After Yaklyvich's release from jail two days later, he called Robertson, saying he would be "seeing" the stranger. Yaklyvich went on to plant a pipe bomb under Robertson's car, and it exploded on April 4, 1995, while the man was driving. The vehicle's brakes and steering failed, and Robertson's car collided with another vehicle. The blast from the explosion had blown a hole through the floorboard, causing Robertson's ankle and foot to break in five places and causing permanent walking impairment.
An Orange police investigation determined that Yaklyvich had recently been taught how to construct a pipe bomb. At his mother's home, police found a stolen car, tools, gunpowder and other bomb-making materials believed to have been used in the Robertson blast. He was arrested in November 1995, and on Jan. 27, 1997, a jury convicted Yaklyvich of exploding a bomb causing great bodily injury and receiving stolen property. He was sentenced to life in state prison the following March 21.
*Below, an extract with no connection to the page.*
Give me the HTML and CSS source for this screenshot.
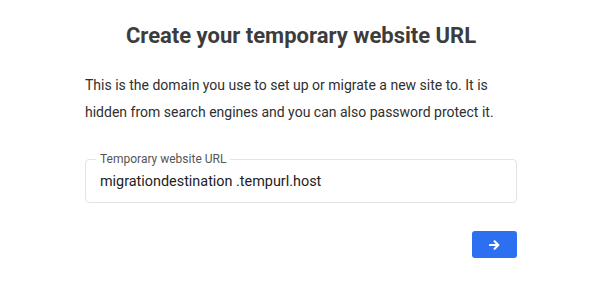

District Attorney Tony Rackauckas maintains Yaklyvich still poses an unreasonable risk of danger to others and that his prison record shows no signs that he has been rehabilitated. He has denied his involvement in the pipe bombing for two decades inside, blaming his woes on drug and alcohol abuse, according to the DA, who adds he's been cited while imprisoned for battery on an inmate and, twice, for possessing pruno, inmate-made alcohol.